Amazon founder Jeff Bezos reveals spaceship model and plans to put humans on the moon

Bezos said his space company Blue Origin will land a robotic ship the size of a small house on the moon.

AMAZON FOUNDER JEFF Bezos has announced plans to send a spaceship and humans to the moon.

Bezos said his space company Blue Origin will land a robotic ship the size of a small house and capable of carrying four rovers using a newly designed rocket engine, on the moon. 

It would be followed by a version that could bring people to the moon along the same timeframe as NASA’s proposed 2024 return.

Bezos revealed a mock-up of the Blue Moon vehicle at a presentation on Thursday saying: “This is an incredible vehicle and it’s going to the moon”.

The announcement for the usually secretive space company came with all the spectacle of an Apple product launch with a convention ballroom lined with shimmering stars.

Astronauts and other space luminaries sat in the audience before Bezos unveiled the boxy ship.

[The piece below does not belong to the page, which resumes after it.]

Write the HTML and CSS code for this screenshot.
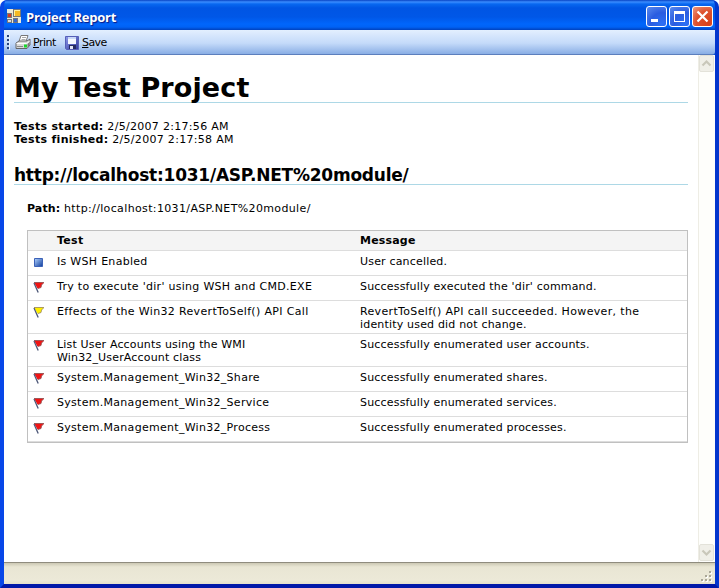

Bezos, who also owns newspaper The Washington Post, walked off the stage without providing details around launch dates, customers and the plan for humans on his rockets.

Blue Origin Vice President, Clay Mowry, said 2024 was not a concrete goal for a mission with people and said that was more up to NASA as a potential customer.

Former U.S. Representative, Robert Walker, a private space consultant who is working with Blue Origin, said it plans for a 2023 launch without people.

In 2017, Blue Origin revealed plans to send an unmanned, reusable rocket to the moon.

The company had a successful launch earlier this month, reusing one of its rockets for a fifth time.

Race to the moon

The new moon race has a lower profile than the one in the 1960s.

Private companies as well as a number of countries are aiming to secure the next big advance in space exploration. 

NASA has previously revealed details of a mission to place astronauts back on the lunar surface by 2024.

While a $30 million prize for private companies to send robotic probes to the moon went unclaimed last year, one of the competitors, from an Israeli private nonprofit, crashed last month as it tried to land.

China has landed a rover on the moon’s far side, SpaceX last year announced plans to send a Japanese businessman around the moon in 2023, and the Israeli nonprofit said it will give it a second shot.

The first successful moon landing was by the Soviet Union in 1966 with Luna 9, followed by the US four months later.

NASA put the first, and only, people on the moon in the Apollo program, starting with Apollo 11 in July 1969.

“The next leap in space will be fueled by commercial companies like Blue Origin and commercial innovation,” said former Obama White House space adviser Phil Larson, now an assistant dean of engineering at the University of Colorado.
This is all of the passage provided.